Winter Finches harder to find

Much to the disappointment of people who watch and enjoy birds, finches are considerably down in number statewide this winter. Two species, the American Goldfinch and the Northern Cardinal are permanent residents and are generally in good number. Other finches that are low in number include the Evening and Pine Grosbeaks, White-winged and Red Crossbills, Common Redpolls, Pine Siskins and Purple Finches.

Dedicated birding friends who periodically go into northern Wisconsin counties to observe and study the birds report that only the occasional home where heavy bird feeding is done from year to year seem to be attracting small numbers of the finches. In other winters much of at least the northern half of the state can have thousands of some finches. Bear in mind that birds can successfully winter only in areas where their preferred food can be found. They don’t have the convenience of doing their grocery shopping at supermarkets! In the case that their usual food supply is in short supply, then they must fly elsewhere to find it, hundreds of miles at times.

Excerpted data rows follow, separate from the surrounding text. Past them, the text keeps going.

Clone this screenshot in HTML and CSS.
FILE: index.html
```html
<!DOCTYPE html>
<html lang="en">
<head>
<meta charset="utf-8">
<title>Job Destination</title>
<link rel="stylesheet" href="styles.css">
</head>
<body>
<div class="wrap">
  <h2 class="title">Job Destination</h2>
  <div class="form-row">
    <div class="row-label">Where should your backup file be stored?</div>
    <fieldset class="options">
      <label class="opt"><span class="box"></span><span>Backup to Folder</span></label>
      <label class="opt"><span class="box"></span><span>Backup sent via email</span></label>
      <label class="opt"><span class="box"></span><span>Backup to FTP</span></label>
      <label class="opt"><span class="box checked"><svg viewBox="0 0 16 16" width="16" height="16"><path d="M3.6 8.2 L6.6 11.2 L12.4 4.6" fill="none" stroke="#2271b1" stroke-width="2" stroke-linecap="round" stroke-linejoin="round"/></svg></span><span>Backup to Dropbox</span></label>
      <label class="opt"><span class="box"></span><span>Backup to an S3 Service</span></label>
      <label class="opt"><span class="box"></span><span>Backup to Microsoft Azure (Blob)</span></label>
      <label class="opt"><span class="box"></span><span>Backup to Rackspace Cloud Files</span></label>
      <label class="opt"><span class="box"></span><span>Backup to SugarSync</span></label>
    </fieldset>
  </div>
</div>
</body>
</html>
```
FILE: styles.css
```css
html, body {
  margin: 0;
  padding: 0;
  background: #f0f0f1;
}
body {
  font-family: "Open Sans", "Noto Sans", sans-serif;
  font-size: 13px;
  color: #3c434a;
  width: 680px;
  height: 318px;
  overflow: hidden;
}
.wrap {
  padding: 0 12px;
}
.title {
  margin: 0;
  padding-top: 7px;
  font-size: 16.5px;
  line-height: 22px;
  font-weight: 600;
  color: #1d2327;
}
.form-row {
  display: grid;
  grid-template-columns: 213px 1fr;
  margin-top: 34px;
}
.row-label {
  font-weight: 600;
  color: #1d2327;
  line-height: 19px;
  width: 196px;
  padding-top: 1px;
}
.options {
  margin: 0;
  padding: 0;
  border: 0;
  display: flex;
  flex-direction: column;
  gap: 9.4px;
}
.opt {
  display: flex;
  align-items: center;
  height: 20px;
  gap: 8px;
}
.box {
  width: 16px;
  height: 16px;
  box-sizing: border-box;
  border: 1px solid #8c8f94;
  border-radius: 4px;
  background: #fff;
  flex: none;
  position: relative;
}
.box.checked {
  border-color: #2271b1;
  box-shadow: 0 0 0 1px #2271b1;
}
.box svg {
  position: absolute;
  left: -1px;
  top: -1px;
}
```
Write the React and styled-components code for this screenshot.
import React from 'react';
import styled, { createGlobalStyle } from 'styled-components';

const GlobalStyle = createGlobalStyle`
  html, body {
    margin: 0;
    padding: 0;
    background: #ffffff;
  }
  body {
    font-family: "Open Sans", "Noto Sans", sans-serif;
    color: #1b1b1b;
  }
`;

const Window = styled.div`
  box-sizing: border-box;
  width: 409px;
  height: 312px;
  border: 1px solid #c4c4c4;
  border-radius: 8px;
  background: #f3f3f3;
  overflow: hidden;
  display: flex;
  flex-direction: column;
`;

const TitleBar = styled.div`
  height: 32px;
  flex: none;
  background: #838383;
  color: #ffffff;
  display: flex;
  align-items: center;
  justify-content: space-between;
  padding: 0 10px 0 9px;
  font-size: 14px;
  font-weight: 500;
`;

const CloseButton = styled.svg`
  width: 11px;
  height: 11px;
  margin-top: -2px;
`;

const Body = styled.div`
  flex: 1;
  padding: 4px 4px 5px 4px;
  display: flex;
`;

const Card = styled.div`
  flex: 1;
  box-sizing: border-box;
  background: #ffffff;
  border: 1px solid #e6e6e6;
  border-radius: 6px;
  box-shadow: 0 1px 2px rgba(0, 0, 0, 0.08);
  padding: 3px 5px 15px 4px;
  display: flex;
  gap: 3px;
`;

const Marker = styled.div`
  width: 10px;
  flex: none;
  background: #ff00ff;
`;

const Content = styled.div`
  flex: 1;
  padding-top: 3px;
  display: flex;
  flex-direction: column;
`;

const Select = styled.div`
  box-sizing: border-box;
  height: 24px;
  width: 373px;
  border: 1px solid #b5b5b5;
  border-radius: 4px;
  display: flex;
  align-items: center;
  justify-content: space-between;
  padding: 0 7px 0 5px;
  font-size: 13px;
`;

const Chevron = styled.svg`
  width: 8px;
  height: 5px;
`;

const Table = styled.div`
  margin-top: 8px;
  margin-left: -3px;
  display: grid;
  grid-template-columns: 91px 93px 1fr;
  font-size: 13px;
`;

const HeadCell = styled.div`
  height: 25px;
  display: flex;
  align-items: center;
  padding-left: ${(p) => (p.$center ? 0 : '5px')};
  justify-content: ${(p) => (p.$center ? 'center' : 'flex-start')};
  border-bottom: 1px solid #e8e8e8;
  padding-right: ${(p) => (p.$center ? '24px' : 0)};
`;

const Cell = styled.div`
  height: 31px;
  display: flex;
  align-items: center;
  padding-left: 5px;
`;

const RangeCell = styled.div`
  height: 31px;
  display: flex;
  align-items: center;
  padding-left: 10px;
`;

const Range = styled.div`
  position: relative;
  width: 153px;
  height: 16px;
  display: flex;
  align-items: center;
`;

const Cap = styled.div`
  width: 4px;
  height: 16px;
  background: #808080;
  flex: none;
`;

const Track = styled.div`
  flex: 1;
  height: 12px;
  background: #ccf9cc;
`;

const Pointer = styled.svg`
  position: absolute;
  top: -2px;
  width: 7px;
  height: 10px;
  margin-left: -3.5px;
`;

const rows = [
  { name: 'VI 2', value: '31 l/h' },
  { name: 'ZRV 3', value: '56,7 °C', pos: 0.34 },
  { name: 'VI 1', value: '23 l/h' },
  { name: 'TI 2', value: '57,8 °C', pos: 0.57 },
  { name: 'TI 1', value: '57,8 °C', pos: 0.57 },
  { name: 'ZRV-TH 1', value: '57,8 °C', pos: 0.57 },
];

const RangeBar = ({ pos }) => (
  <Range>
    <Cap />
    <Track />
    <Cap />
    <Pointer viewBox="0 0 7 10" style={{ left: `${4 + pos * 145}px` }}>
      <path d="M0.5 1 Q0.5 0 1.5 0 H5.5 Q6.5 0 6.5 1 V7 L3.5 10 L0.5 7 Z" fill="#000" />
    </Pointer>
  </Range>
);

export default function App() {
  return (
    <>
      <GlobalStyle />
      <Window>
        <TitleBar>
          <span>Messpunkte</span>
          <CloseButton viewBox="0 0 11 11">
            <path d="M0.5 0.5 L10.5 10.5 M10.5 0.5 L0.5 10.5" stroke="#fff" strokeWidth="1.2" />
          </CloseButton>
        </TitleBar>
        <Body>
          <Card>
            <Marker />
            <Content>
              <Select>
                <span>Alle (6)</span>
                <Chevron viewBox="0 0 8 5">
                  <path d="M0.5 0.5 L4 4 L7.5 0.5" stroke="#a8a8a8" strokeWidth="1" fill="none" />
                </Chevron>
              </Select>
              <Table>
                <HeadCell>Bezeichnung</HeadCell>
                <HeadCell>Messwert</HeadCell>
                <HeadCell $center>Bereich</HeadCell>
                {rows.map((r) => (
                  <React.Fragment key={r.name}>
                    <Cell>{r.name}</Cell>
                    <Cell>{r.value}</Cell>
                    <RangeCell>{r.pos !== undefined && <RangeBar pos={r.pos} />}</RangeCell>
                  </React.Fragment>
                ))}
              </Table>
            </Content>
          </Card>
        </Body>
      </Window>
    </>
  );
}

A female Pine Grosbeak rests in a tree.

Few seed catkins were formed on the Paper Birches in our region last summer, which in turn means that the Pine Siskins and Common Redpolls aren’t being seen here this winter. The absence of these birds may also mean that their native food supply to the north is in good shape and the birds have no reason to look for it elsewhere. A member of the maple tree genus, the Box Elder, called the Manitoba Maple in Canada, is one of the favorite foods of Evening Grosbeaks. Lack of these seeds in the Northern counties of Wisconsin often will naturally move some of these flashy seedeaters southward. Should they come upon bird feeders well stocked with sunflower seeds, another favorite food of these rather gluttonous creatures, they may contentedly remain until spring. The same idea holds true of some of the other finches as well. Common Redpolls and Pine Siskins will greedily devour Niger seeds day after day when they find them available.

For quite a few winters throughout the 1960s into the 1980s many Evening Grosbeaks wintered in Door County. It was during one of the late 1960s winters, while I was living at the Ridges Sanctuary’s rangelight residence, that I kept track of the number of 50-pound bags of sunflower seeds I fed mainly to the Evening Grosbeaks. It was not uncommon to estimate as many 300 of these colorful noisy birds in the yard at one time, resembling giant overgrown Tiger Swallowtail Butterflies! The total came to 44 bags, which amounts to 2,200 pounds – over one ton! That set a record, which we fortunately never surpassed.

The more northerly Pine Grosbeaks, erratic wanderers in the North Country, prefer wild fruits such as Highbush Cranberries and Mountain Ash, along with the seeds of especially ash trees. These beautiful birds don’t actually eat the complete fruit of, for example, the Mountain Ash; they are only interested in the seeds within the fleshy pulp which falls to the ground. The fruit of ornamental Crabapple Trees also appeals highly to the Pine Grosbeaks.

The Evening Grosbeaks, which for many years were primarily western birds, gradually moved eastward in their nesting and winter feeding. One of their favorite summer foods has been the dreaded Spruce Budworm. As the populations of these damaging insects shifted, or aerial spraying over large forested areas was done, the Evening Grosbeaks also moved into new nesting and feeding territory. Today they nest in around ten of our northern counties. Oconto and Marinette Counties to the west of us are the nearest of their summer breeding territories.

The Lukes’s old feeder is swarmed with Evening Grosbeaks in the late 1970s.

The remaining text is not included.